A distinctive feature of the first-year academic experience at Franklin & Marshall College are the discussion-based seminar courses called Connections. Students are assigned to these 16-peer classes based on their indicated academic interests shortly after they enroll at F&M. The courses are held in the seminar rooms of their College Houses — five residential cohorts within the larger student community.
This feature will spotlight some of our Connections courses and the engaging faculty who lead them. First up is Death, Horror and Humanity, taught by Professor of Marketing Jeffrey Podoshen, who joined F&M in 2005. A graduate of the Fox School of Business at Temple University, he is regarded as one of the leading scholars in the world on dark tourism — a segment of the tourism industry in which people travel to sites of death, tragedy and suffering.
Question: What topics do you cover in your course, and does the group of students you have affect how you teach it?
Podoshen: My course examines why humans are fascinated with horror, death and things that really scare us and make us feel unsafe. This involves examining horror films, dark tourism — tourism that involves death and suffering — and extreme heavy metal music. In this course, we, as a class, seek answers to motivations, and examine a wealth of different theories and concepts from multiple fields, including psychology, sociology, anthropology, film studies and musicology. While the group of students has no particular effect on how I teach the course, I make sure all students know exactly what they're getting into before the course even starts.

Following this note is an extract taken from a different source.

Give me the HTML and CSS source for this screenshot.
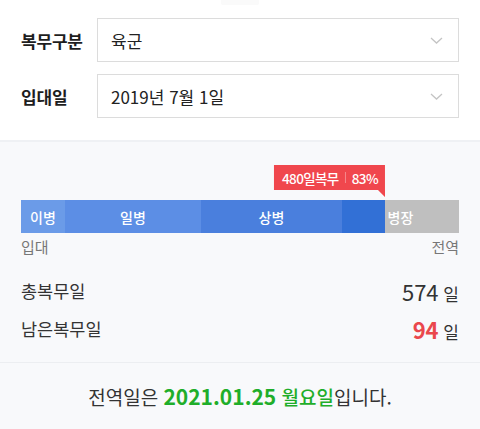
FILE: index.html
```html
<!DOCTYPE html>
<html lang="ko">
<head>
<meta charset="utf-8">
<link rel="stylesheet" href="styles.css">
</head>
<body>
<div class="page">
  <section class="form">
    <div class="handle"></div>
    <div class="field">
      <span class="label">복무구분</span>
      <div class="select">
        <span class="value">육군</span>
        <svg class="chev" width="13" height="7" viewBox="0 0 13 7"><path d="M1 1 L6.5 6 L12 1" fill="none" stroke="#c4c4c4" stroke-width="1.3"/></svg>
      </div>
    </div>
    <div class="field">
      <span class="label">입대일</span>
      <div class="select">
        <span class="value">2019년 7월 1일</span>
        <svg class="chev" width="13" height="7" viewBox="0 0 13 7"><path d="M1 1 L6.5 6 L12 1" fill="none" stroke="#c4c4c4" stroke-width="1.3"/></svg>
      </div>
    </div>
  </section>
  <section class="status">
    <div class="tip-row">
      <div class="tip" style="left: 83.1%">
        <span>480일복무</span><span class="sep"></span><span>83%</span>
      </div>
    </div>
    <div class="bar">
      <div class="seg s1">이병</div>
      <div class="seg s2">일병</div>
      <div class="seg s3">상병</div>
      <div class="seg s4">병장</div>
    </div>
    <div class="ends"><span>입대</span><span>전역</span></div>
    <div class="stat"><span class="name">총복무일</span><span class="num"><b>574</b> 일</span></div>
    <div class="stat"><span class="name">남은복무일</span><span class="num"><b class="red">94</b> 일</span></div>
  </section>
  <footer class="result">
    <p class="msg">전역일은 <b class="green">2021.01.25</b> <span class="green day">월요일</span>입니다.</p>
  </footer>
</div>
</body>
</html>
```
FILE: styles.css
```css
* { box-sizing: border-box; }
html, body { margin: 0; padding: 0; }
body {
  font-family: "Noto Sans CJK KR", "Noto Sans", sans-serif;
  background: #f8f9fb;
  color: #222;
  width: 480px;
  height: 429px;
  overflow: hidden;
}
.form {
  background: #fff;
  padding: 0 21px 22px;
  display: flex;
  flex-direction: column;
  gap: 12px;
}
.handle {
  width: 38px;
  height: 5px;
  margin: 0 auto 1px;
  background: #fafafa;
  border-radius: 0 0 2px 2px;
}
.field {
  display: flex;
  align-items: center;
  height: 44px;
}
.label {
  width: 76px;
  font-size: 17px;
  font-weight: 700;
  color: #1e1e1e;
  letter-spacing: -0.2px;
}
.select {
  flex: 1;
  height: 44px;
  border: 1px solid #dcdcdc;
  display: flex;
  align-items: center;
  justify-content: space-between;
  padding: 0 15px 0 13px;
}
.value {
  font-size: 17px;
  color: #222;
}
.status {
  border-top: 2px solid #eff1f4;
  padding: 23px 21px 0;
}
.tip-row {
  position: relative;
  height: 35px;
}
.tip {
  position: absolute;
  top: 0;
  transform: translateX(-100%);
  height: 25px;
  background: #f0474d;
  color: #fff;
  font-size: 13.5px;
  font-weight: 500;
  display: flex;
  align-items: center;
  gap: 6px;
  padding: 0 7px 0 8px;
  white-space: nowrap;
  letter-spacing: -0.6px;
}
.tip::after {
  content: "";
  position: absolute;
  right: 0;
  top: 100%;
  border-top: 7px solid #f0474d;
  border-left: 7px solid transparent;
}
.sep {
  width: 1px;
  height: 11px;
  background: rgba(255,255,255,0.35);
}
.bar {
  display: flex;
  height: 33px;
}
.seg {
  display: flex;
  align-items: center;
  justify-content: center;
  color: #fff;
  font-size: 14px;
  font-weight: 500;
}
.s1 { flex: 44; background: #6b9be8; }
.s2 { flex: 136; background: #5c8ee5; }
.s3 { flex: 141; background: #4a7fdd; }
.s4 {
  flex: 117;
  background: linear-gradient(to right, #3270d6 0 36.8%, #bfbfbf 36.8%);
}
.ends {
  display: flex;
  justify-content: space-between;
  font-size: 15px;
  color: #777;
  margin-top: 3px;
  height: 22px;
  line-height: 22px;
}
.stat {
  display: flex;
  justify-content: space-between;
  align-items: center;
  height: 37px;
  font-size: 17.5px;
  color: #333;
}
.ends + .stat { margin-top: 14px; }
.stat + .stat { margin-top: 1px; }
.num { font-size: 17px; }
.num b { font-size: 22px; font-weight: 400; }
.num b.red { color: #ea474c; font-weight: 700; }
.result {
  margin-top: 15px;
  border-top: 1px solid #eceef1;
  height: 67px;
  display: flex;
  align-items: center;
  justify-content: center;
}
.msg {
  margin: 0;
  font-size: 19px;
  color: #333;
}
.green { color: #1fae2a; }
.day { font-weight: 500; }
b.green { font-weight: 700; font-size: 21px; }
```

Q: These 16-student courses seem like an ideal way to introduce first-years to discussion-based learning at F&M. What’s your favorite part of the teaching and learning process in a Connections environment?

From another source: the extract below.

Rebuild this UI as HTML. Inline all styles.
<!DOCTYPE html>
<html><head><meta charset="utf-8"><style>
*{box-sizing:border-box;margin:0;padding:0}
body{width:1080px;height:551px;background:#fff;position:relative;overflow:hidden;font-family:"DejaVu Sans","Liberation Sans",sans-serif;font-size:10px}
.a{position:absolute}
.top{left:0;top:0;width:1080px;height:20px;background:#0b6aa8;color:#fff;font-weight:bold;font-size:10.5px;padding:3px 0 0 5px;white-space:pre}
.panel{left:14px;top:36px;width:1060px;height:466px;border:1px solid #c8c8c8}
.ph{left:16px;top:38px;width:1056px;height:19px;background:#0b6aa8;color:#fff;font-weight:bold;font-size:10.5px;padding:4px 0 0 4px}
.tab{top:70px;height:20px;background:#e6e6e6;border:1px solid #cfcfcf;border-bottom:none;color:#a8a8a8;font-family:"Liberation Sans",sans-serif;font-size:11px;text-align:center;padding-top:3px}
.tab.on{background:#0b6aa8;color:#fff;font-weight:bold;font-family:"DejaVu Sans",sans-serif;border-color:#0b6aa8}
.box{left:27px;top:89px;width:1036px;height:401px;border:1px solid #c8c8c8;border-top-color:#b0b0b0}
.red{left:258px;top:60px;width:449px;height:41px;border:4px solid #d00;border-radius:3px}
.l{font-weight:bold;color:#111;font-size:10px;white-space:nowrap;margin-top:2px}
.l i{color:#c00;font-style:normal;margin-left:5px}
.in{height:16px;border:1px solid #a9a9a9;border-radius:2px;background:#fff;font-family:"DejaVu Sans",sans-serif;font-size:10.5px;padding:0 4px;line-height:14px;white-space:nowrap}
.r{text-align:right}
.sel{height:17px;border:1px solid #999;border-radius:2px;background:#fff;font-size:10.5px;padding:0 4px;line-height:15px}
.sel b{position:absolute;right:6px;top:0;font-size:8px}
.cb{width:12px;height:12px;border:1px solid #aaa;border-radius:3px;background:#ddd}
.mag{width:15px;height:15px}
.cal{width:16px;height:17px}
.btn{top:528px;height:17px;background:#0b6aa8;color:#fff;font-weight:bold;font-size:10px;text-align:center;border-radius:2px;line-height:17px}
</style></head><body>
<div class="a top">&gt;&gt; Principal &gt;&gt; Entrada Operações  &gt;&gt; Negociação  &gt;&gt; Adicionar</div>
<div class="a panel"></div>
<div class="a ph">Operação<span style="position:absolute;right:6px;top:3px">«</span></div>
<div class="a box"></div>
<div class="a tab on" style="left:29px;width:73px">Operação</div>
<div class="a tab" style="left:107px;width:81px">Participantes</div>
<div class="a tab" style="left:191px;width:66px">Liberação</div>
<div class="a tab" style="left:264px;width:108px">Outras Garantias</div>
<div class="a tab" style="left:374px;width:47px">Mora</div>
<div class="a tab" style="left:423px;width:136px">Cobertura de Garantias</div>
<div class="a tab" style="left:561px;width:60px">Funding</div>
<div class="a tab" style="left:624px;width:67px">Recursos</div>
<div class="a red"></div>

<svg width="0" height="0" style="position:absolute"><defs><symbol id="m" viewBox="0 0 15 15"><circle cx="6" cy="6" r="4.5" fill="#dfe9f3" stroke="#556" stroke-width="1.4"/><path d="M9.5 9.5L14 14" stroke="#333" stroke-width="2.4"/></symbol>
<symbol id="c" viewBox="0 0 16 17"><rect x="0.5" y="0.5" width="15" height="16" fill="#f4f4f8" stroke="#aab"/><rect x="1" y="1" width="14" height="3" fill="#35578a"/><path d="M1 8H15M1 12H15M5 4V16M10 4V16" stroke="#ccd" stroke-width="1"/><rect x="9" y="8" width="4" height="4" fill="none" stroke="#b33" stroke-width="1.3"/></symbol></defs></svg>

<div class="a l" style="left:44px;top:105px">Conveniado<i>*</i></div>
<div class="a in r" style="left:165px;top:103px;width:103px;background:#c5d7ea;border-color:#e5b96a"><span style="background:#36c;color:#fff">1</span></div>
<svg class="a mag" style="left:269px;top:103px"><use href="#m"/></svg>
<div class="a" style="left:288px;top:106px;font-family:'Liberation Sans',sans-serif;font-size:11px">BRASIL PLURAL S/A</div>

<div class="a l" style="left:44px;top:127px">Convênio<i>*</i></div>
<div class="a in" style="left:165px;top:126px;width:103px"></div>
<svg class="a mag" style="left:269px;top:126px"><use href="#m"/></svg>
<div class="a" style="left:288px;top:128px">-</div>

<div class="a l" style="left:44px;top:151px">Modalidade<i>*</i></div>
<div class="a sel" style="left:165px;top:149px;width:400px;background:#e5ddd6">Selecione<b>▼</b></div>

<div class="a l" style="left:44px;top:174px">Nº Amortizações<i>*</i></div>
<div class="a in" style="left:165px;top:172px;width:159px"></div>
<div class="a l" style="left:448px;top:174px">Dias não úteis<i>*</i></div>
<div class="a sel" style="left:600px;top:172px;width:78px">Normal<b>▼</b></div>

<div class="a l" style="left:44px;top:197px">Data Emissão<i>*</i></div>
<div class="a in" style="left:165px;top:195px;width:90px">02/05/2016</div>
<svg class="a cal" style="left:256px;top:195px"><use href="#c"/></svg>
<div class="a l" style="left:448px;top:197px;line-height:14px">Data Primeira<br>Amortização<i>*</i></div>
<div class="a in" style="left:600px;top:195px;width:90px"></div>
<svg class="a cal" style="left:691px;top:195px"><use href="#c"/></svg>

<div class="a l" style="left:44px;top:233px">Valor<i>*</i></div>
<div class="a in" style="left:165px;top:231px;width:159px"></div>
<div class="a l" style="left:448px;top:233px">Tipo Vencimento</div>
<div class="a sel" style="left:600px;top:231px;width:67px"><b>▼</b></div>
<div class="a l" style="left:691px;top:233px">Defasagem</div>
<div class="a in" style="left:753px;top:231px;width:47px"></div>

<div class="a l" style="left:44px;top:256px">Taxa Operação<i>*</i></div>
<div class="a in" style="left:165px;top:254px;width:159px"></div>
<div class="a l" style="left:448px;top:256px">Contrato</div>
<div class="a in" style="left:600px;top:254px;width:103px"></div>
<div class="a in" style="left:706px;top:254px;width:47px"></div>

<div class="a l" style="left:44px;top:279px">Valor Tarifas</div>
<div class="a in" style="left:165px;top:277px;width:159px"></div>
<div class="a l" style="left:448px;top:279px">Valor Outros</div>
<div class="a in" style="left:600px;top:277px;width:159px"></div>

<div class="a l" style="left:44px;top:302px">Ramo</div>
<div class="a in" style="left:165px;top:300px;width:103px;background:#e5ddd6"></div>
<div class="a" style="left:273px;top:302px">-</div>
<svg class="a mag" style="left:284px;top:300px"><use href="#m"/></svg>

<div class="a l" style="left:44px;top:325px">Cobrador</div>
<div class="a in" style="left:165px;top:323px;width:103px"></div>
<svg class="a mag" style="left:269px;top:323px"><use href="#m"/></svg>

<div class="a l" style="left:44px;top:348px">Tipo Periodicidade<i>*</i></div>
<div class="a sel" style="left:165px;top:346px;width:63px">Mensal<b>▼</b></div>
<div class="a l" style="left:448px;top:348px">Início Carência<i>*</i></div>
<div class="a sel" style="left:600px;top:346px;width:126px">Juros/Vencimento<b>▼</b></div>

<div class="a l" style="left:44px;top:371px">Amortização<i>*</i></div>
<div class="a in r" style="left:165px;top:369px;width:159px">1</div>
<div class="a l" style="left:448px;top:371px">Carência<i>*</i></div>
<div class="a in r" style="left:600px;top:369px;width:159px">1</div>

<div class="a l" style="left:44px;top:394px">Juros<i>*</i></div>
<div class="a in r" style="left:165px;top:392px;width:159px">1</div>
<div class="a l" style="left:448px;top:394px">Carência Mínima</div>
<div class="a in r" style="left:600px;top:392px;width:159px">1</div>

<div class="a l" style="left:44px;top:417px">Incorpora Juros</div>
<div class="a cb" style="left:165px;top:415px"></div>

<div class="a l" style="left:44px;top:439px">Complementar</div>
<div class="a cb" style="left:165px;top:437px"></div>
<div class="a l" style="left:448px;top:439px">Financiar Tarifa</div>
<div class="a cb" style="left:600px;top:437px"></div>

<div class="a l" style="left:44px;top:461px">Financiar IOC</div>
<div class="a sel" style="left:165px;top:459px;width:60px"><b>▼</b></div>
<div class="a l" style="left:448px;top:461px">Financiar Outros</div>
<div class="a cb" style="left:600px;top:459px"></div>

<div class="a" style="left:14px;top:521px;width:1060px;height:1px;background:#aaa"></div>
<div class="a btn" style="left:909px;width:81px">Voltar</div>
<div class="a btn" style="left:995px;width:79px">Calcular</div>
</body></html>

Podoshen: The best part is that I get to know everyone in the course and form relationships with them right from the beginning. In a class of 16, everyone is going to know everyone else, and this allows the class to get really comfortable really quick. Additionally, as this course has a lot of writing and skill development, I meet with students on a regular basis to help them work on their writing, critical thinking and dialectics skills during office hours. Students get an awful lot of time with their professor in this particular type of class. With a small class like this, we can all sit in a circle or have class outside and be able to really hear one another and share with one another.

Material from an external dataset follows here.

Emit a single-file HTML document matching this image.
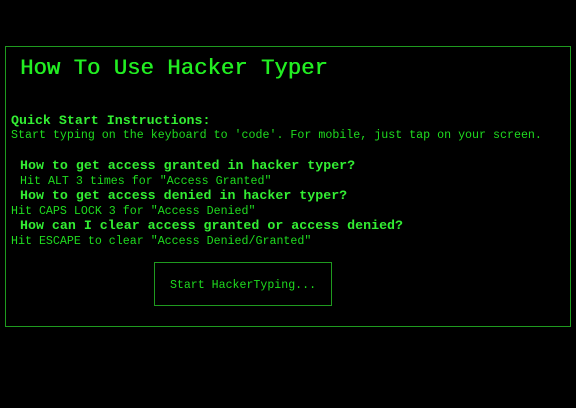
<!DOCTYPE html>
<html><head><style>
body{margin:0;background:#000;width:576px;height:408px;overflow:hidden;font-family:"Liberation Mono",monospace;color:#1fdc1f;}
.box{position:absolute;left:5px;top:46px;width:564px;height:279px;border:1px solid #1f9a1f;}
.t{position:absolute;white-space:pre;}
h1{position:absolute;left:14px;top:8px;margin:0;font-family:"Liberation Mono",monospace;font-size:22.3px;font-weight:normal;color:#22ee22;text-shadow:0.5px 0 0 #22ee22;}
.b{font-weight:bold;font-size:13.3px;color:#33ee33;}
.s{font-size:11.65px;}
.btn{position:absolute;left:148px;top:215px;width:176px;height:42px;border:1px solid #1f9a1f;font-size:11.6px;line-height:46px;text-align:center;}
</style></head><body>
<div class="box">
<h1>How To Use Hacker Typer</h1>
<div class="t b" style="left:5px;top:66px;">Quick Start Instructions:</div>
<div class="t s" style="left:5px;top:82px;">Start typing on the keyboard to 'code'. For mobile, just tap on your screen.</div>
<div class="t b" style="left:14px;top:111px;">How to get access granted in hacker typer?</div>
<div class="t s" style="left:14px;top:128px;">Hit ALT 3 times for "Access Granted"</div>
<div class="t b" style="left:14px;top:141px;">How to get access denied in hacker typer?</div>
<div class="t s" style="left:5px;top:158px;">Hit CAPS LOCK 3 for "Access Denied"</div>
<div class="t b" style="left:14px;top:171px;">How can I clear access granted or access denied?</div>
<div class="t s" style="left:5px;top:188px;">Hit ESCAPE to clear "Access Denied/Granted"</div>
<div class="btn">Start HackerTyping...</div>
</div>
</body></html>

My favorite part of the teaching and learning process in Connections is that we can collectively attempt to answer very challenging questions about the human condition utilizing a wide array of theory and tools from a myriad of disciplines. A key part of this course is about blending and bridging material and concepts from different academic disciplines to examine phenomena. There are really no structural limitations here, and I can teach from a perspective that looks at phenomena first and not feel confined to a particular discipline — even my own discipline of marketing. Further, as both a business scholar and a film scholar, my research really informs my teaching here and I can show students that in the arena of the liberal arts, we can really be who we want to be and examine what we want to examine without so many confines. I could never teach this particular course at a business school, yet this type of course is celebrated here.
Q: Our faculty are experts in their fields. Can you tell us a little about your area of specialization or the topic you find yourself drawn to through research?
Podoshen: I have always questioned myself in terms of why I was drawn to horror, heavy metal and dark tourism, and my research program reflects that. Much of my research is centered in dark tourism and why tourists are drawn to macabre and horrific locales. In this respect, I examine death and horror from a social science perspective. At the same time, I also publish in film studies, specifically about horror films and the meanings that many of them convey about the human condition. I'm passionate about both of those things and I've managed to create a rich program over the past number of years that continues to grow.
"The best part is that I get to know everyone in the course and form relationships with them right from the beginning. In a class of 16, everyone is going to know everyone else."
—PROFESSOR OF MARKETING JEFFREY PODOSHEN
Original source can be found here.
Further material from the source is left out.